Termination Agreement. On August 14, 2008, Home Federal Bancorp, Inc. of Louisiana, a federally chartered mid-tier holding company (the “Company”), Home Federal Bancorp, Inc. of Louisiana, a Louisiana corporation (“New Holding Company”), Home Federal Mutual Holding Company, a federally chartered mutual holding company (the “MHC”), Home Federal Savings and Loan Association, a federally chartered stock savings association (the “Association”, and collectively with the Company, New Holding Company, the MHC and the Association, the “Home Parties”) and First Louisiana Bancshares, Inc. (“First Louisiana”) entered into a Mutual Termination Agreement (the “Termination Agreement”). Under the terms of the Termination Agreement, the Home Parties and First Louisiana have mutually terminated the Agreement and Plan of Merger (“Merger Agreement”) that the Company, the MHC and First Louisiana previously executed as of December 11, 2007 pursuant to which First Louisiana would merge with and into New Holding Company (the “Merger”). The Merger was being conducted in connection with the second-step conversion of the MHC. The Termination Agreement also provides for a mutual release of claims in connection with the termination of the Merger Agreement. No penalties were incurred by the Home Parties or First Louisiana due to the entry into the Termination Agreement. The Merger Agreement is incorporated herein by reference thereto and was filed as Exhibit 2.1 to the Company’s Current Report on Form 8-K filed on December 17, 2007. The Termination Agreement is incorporated herein by reference thereto and is filed as Exhibit 2.2 hereto. Also incorporated herein is the press release announcing the termination of the Merger Agreement, which is filed as Exhibit 99.1 hereto.

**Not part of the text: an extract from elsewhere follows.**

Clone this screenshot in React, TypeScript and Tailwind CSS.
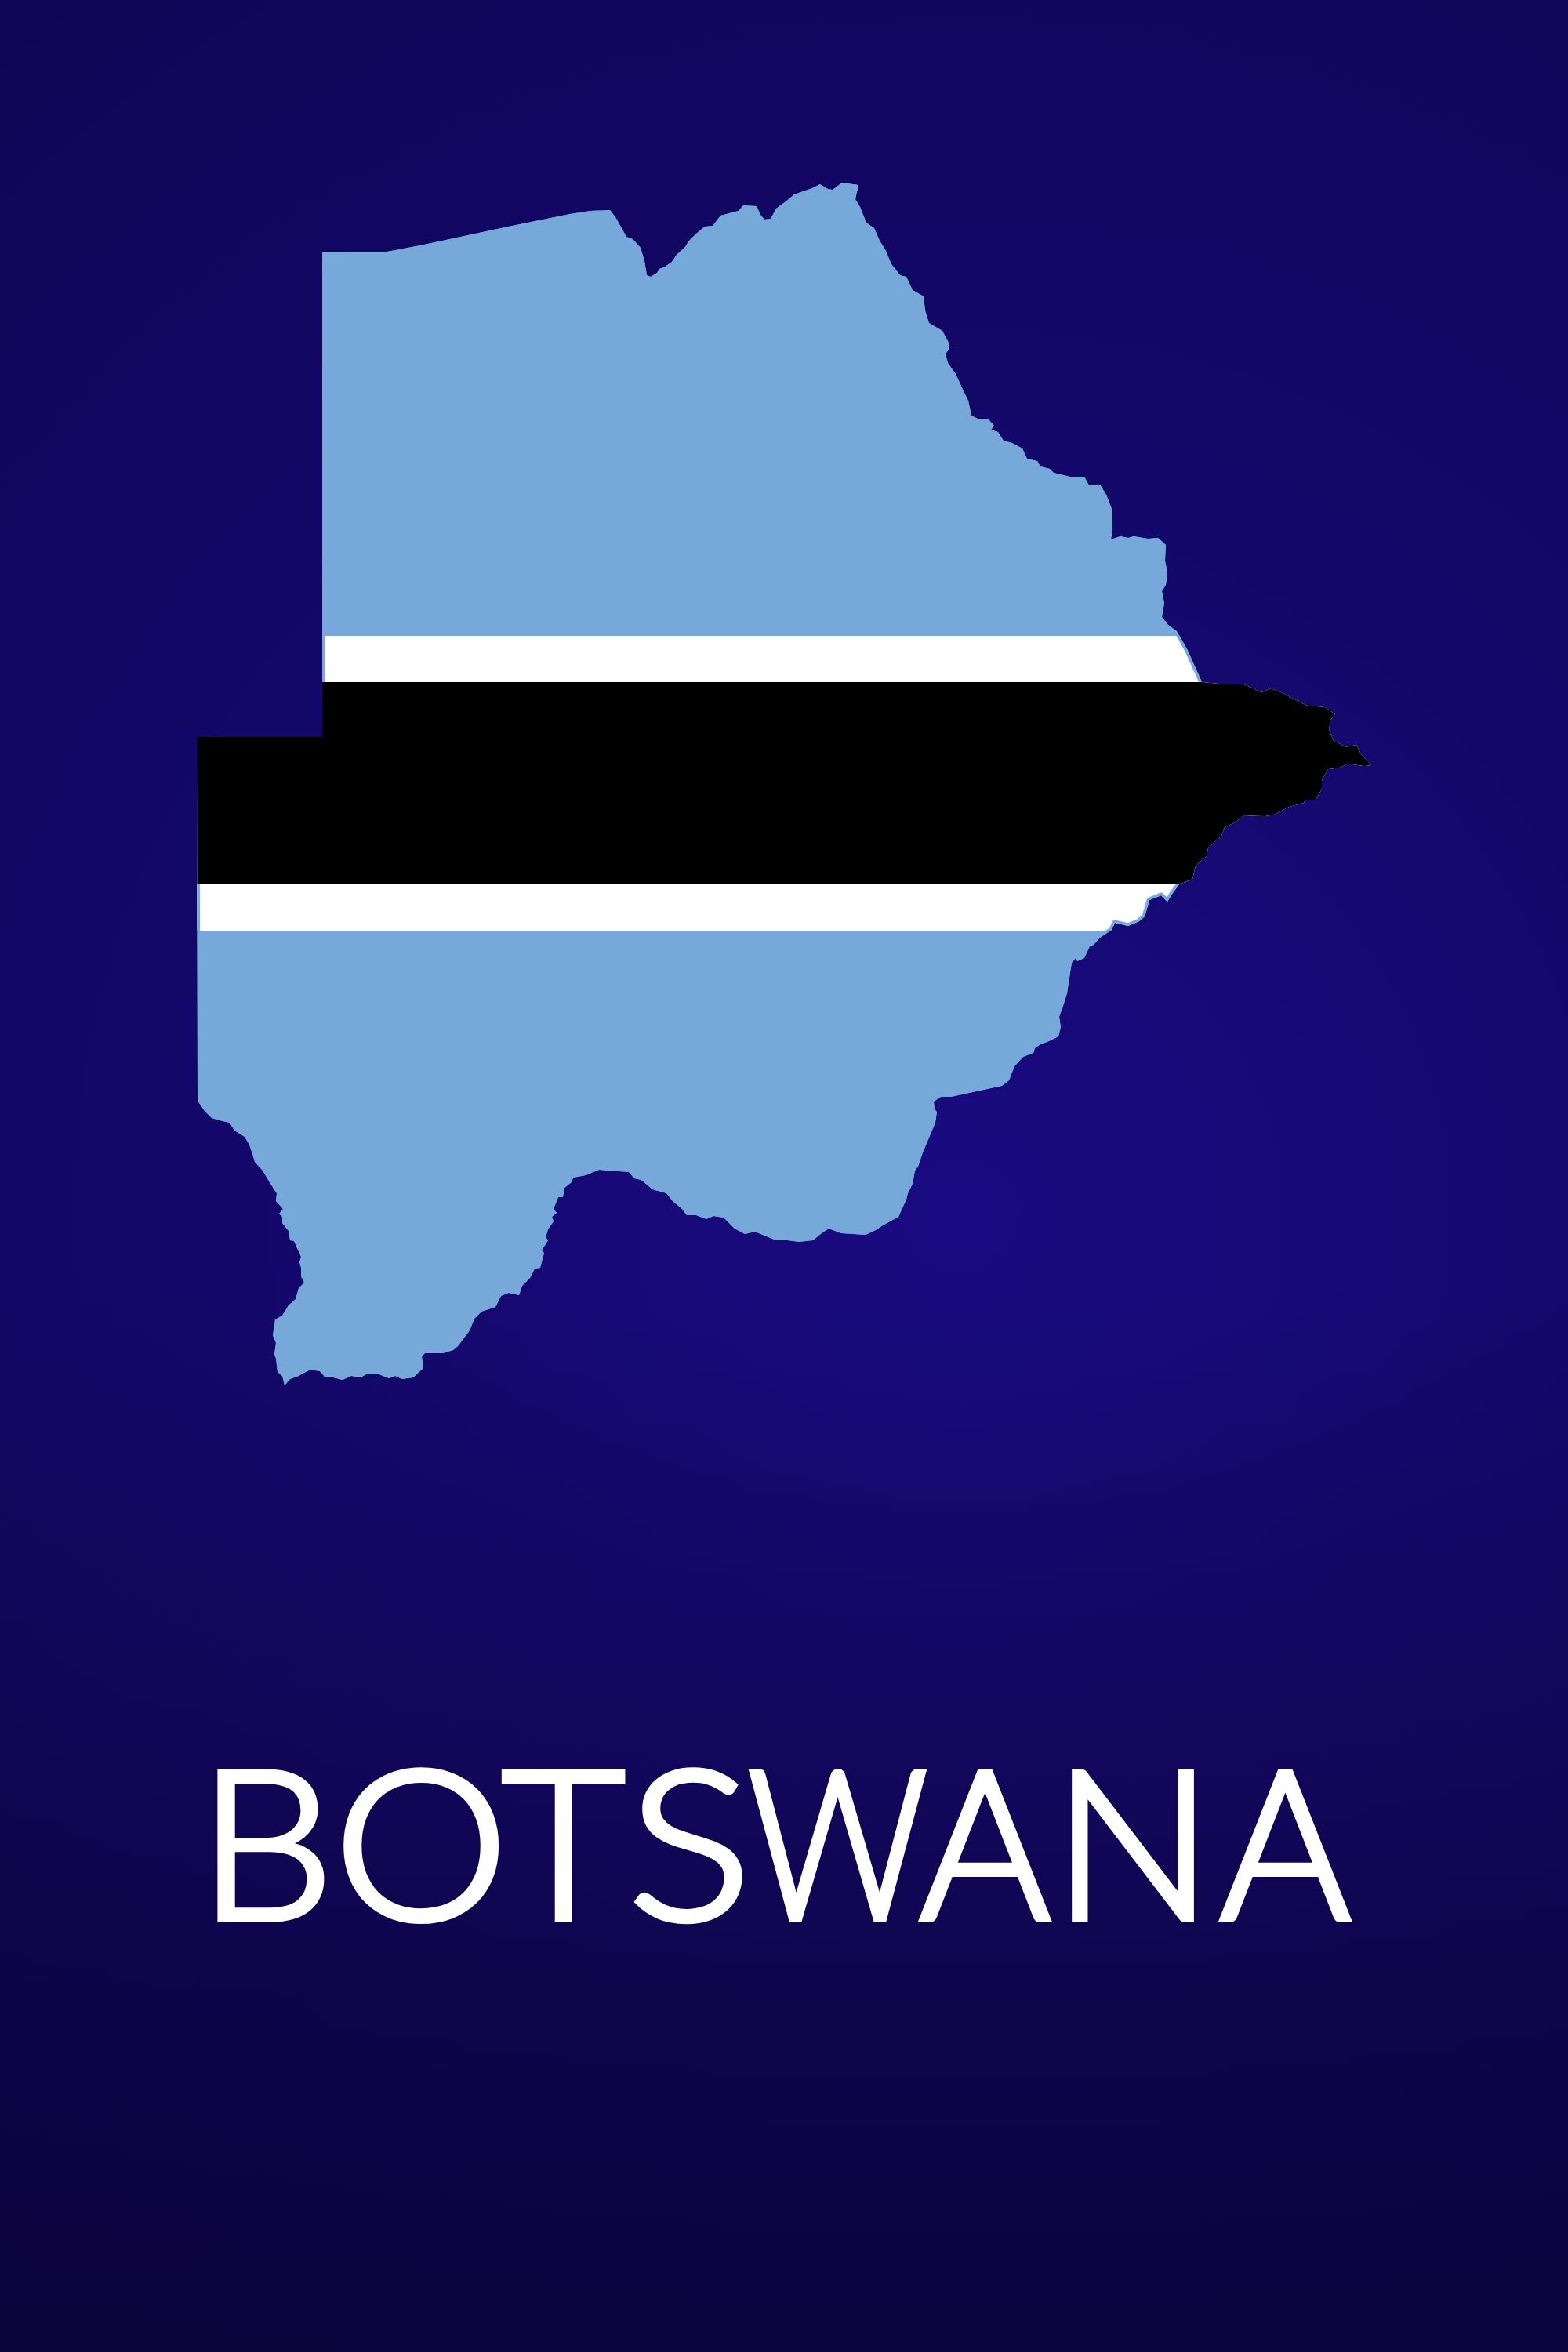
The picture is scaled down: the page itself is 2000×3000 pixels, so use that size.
const OUTLINE = `411,322 488,322 536,313 653,288 727,273 753,269 778,268 785,277 799,302 807,305 817,316 822,333 825,351 830,353 838,348 841,343 847,341 857,334 863,325 874,315 878,308 888,298 899,289 909,288 919,275 934,271 942,269 948,262 965,263 970,274 975,280 983,279 990,266 1001,258 1013,248 1036,240 1046,235 1056,241 1062,242 1074,233 1095,236 1091,254 1097,264 1105,284 1115,291 1122,307 1130,320 1137,337 1148,351 1156,353 1164,370 1178,378 1180,396 1185,412 1202,422 1211,439 1211,445 1206,451 1209,463 1219,477 1230,501 1235,511 1239,530 1247,534 1260,534 1268,543 1264,548 1273,551 1280,562 1291,565 1304,572 1310,585 1323,588 1327,595 1339,598 1344,603 1365,608 1383,608 1389,619 1403,618 1411,631 1418,649 1419,674 1417,688 1429,684 1439,686 1446,684 1464,687 1477,686 1487,695 1486,715 1489,731 1487,746 1482,754 1485,769 1482,787 1490,797 1501,805 1515,830 1523,848 1533,870 1564,873 1587,873 1609,883 1621,878 1636,884 1655,894 1667,900 1690,902 1703,911 1697,918 1695,931 1701,945 1717,953 1730,950 1736,962 1749,976 1740,977 1719,974 1709,979 1694,981 1686,995 1686,1006 1678,1020 1665,1020 1663,1024 1644,1029 1625,1039 1613,1041 1587,1040 1575,1049 1562,1055 1558,1066 1541,1081 1539,1092 1525,1104 1521,1121 1504,1128 1495,1140 1489,1150 1481,1142 1466,1148 1460,1169 1453,1175 1439,1181 1422,1177 1418,1186 1403,1196 1395,1205 1390,1207 1383,1222 1374,1226 1372,1222 1367,1228 1364,1247 1361,1267 1356,1283 1351,1297 1353,1310 1350,1322 1338,1328 1327,1332 1320,1337 1318,1343 1305,1348 1294,1360 1287,1378 1278,1385 1213,1399 1200,1399 1191,1405 1192,1415 1195,1418 1193,1432 1177,1470 1171,1488 1167,1493 1164,1510 1158,1522 1156,1530 1146,1552 1126,1563 1117,1569 1104,1575 1073,1573 1057,1567 1048,1573 1037,1582 1019,1584 1004,1582 990,1582 963,1571 950,1574 937,1567 923,1553 910,1551 901,1555 888,1550 876,1550 870,1542 858,1532 850,1522 832,1517 818,1505 809,1503 802,1495 777,1493 764,1492 747,1499 731,1502 729,1508 720,1515 718,1527 712,1527 706,1542 710,1547 704,1552 706,1558 699,1568 696,1578 699,1582 691,1595 694,1598 689,1617 682,1618 676,1630 666,1640 662,1652 649,1649 639,1653 632,1667 614,1673 605,1682 599,1697 584,1717 578,1722 565,1726 542,1726 538,1730 540,1745 527,1757 513,1759 504,1755 496,1758 481,1752 467,1753 460,1757 448,1755 437,1760 425,1757 414,1756 408,1749 396,1747 386,1752 381,1755 370,1759 363,1767 360,1755 354,1750 352,1733 350,1727 352,1713 348,1703 351,1683 360,1678 368,1665 377,1657 381,1643 388,1636 384,1628 384,1617 382,1610 384,1603 379,1592 375,1583 370,1582 368,1570 360,1560 360,1552 356,1548 361,1542 352,1532 353,1522 345,1510 335,1493 325,1482 322,1472 318,1460 312,1450 299,1442 293,1432 284,1430 270,1426 261,1417 252,1404 251,940 411,940`;

const BotswanaMap = () => (
  <svg viewBox="251 233 1499 1534" className="block w-[1499px] h-[1534px]">
    <defs>
      <clipPath id="country">
        <polygon points={OUTLINE} />
      </clipPath>
    </defs>
    <polygon points={OUTLINE} fill="#76a9da" />
    <g clipPath="url(#country)">
      <rect x="240" y="811" width="1520" height="376" fill="#ffffff" />
      {/* thin blue rim where the white bands meet the border */}
      <polygon points={OUTLINE} fill="none" stroke="#76a9da" strokeWidth="7" strokeLinejoin="round" />
      <rect x="240" y="870" width="1520" height="258" fill="#000000" />
    </g>
  </svg>
);

export default function App() {
  return (
    <div className="w-[2000px] h-[3000px] flex flex-col pt-[233px] pl-[251px] bg-[linear-gradient(180deg,rgba(10,3,50,0)_55%,rgba(10,3,50,0.75)_100%),radial-gradient(circle_at_1225px_1550px,#1a0b82_0%,#150870_35%,#0f0555_100%)]">
      <BotswanaMap />
      <h1 className="mt-[413px] ml-[2px] flex text-white font-['Lato','Liberation_Sans',sans-serif] font-light text-[265px] leading-[330px] whitespace-nowrap [-webkit-text-stroke:8px_white]">
        <span className="block w-[173px] origin-left scale-x-[1.03]">B</span>
        <span className="block w-[214px] origin-left scale-x-[1.06]">O</span>
        <span className="block w-[161px] origin-left scale-x-[1.025]">T</span>
        <span className="block w-[153px] origin-left scale-x-[1.11]">S</span>
        <span className="block w-[219px] origin-left scale-x-[0.85]">W</span>
        <span className="block w-[170px] origin-left scale-x-[0.96]">A</span>
        <span className="block w-[213px] origin-left scale-x-[1.02]">N</span>
        <span className="block origin-left scale-x-[0.96]">A</span>
      </h1>
    </div>
  );
}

Circumstances Surrounding Termination. The completion of the Merger was contingent on the completion of the second-step conversion of the MHC. Market conditions for bank and thrift stocks have changed significantly since entering into the Merger Agreement in December 2007. The ongoing problems in the residential mortgage lending market continued to depress the securities market for most financial institutions which adversely affected New Holding Company’s ability to complete the stock offering at the current pricing and valuation ratios. The subscription offering for shares of New Holding Company common stock being conducted in connection with the second-step conversion of the MHC expired on June 27, 2008. The Home Parties determined to extend the community offering being conducted simultaneously by New Holding Company until August 11, 2007, the maximum amount of time permitted without requiring regulatory approval or re-solicitation of subscribers. As of August 11, 2008, New Holding Company had not received orders for the minimum of the offering range. Taking into consideration many factors, including the impact of the stock offering on the Company’s minority stockholders, the Boards of Directors of the Home Parties determined not to proceed with the stock offering at this time. As a result, the Home Parties’ Boards of Directors concluded that it would be in the best interests of the Home Parties to negotiate the voluntary mutual termination of the Merger Agreement.
Item 8.01 Other Events
On August 14, 2008, the Company issued a press release announcing the termination of the second-step conversion and the Merger Agreement (as discussed in Item 1.02 above). A copy of the press release is attached as Exhibit 99.1 to this report and is incorporated herein by reference thereto.